Other passengers started to trickle in, confused of where they were meant to go. Someone asked me if I was waiting my bag, and I explained what I knew, and then others crowded around to hear. No one from the airline, or really anyone else at all, was around to explain anything. We were all relying on my chance encounter with a human; me with the attendant, and they with me.

I had been in Las Vegas for the past week to document the highlights of this year’s Consumer Electronics Show, an annual bacchanal in Sin City where most major electronics manufacturers (and those that knock them off) show off their newest products for the forthcoming year. One of the biggest trends my colleague Dave Gershgorn and I noted at this year’s show was the increase in automated technologies, such as the myriad self-driving car demonstrations, personal robots, and tie-ins for voice assistants like Amazon’s Alexa. All these technologies, breathlessly covered by many of the media outlets in attendance, push us further away from a world where we can (or should) interact with humans in our daily lives. But we’re already experiencing the worst parts of this automated existence, especially when routine procedures break down: endless sinkholes of phone calls, website refreshes, and text message updates.

Businesses seem intent on replacing support staff with screens, chatbots, and 800-numbers run by robots, regardless of how well their software works. McDonald’s, one of the largest employers in the US, is experimenting with replacing attendants with giant touchscreens. Cost-saving exercises like these may seem good to businesses on paper, but they shouldn’t come at the expense of their customers’ satisfaction.
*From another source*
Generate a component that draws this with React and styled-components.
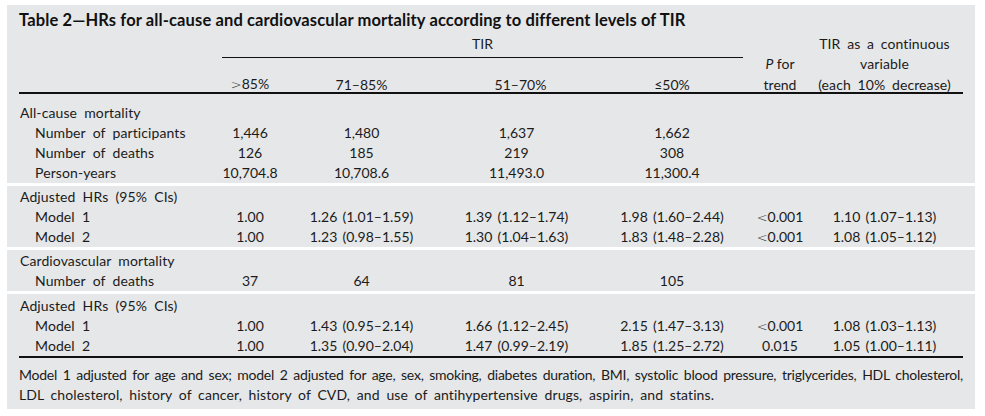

Perhaps the approach companies are taking to automation is similar to the casinos that blight the Las Vegas Strip. The software, with their unending lists of menus to work through just to speak to a human, are rather like casino floors: Flashy, intricately confusing, and designed to make customers resign themselves to never leaving or trying to change things because it’s just so frustrating to do so. In the case of casino layouts, it’s to keep people gambling or spending money, and with the software designed by other service-sector businesses, it often seems to be to frustrate customers into leaving money on the table.

I’ve been on hold with JetBlue, the airline I was originally flying, the entire time I was writing this post. My estimated wait time is still 20 minutes.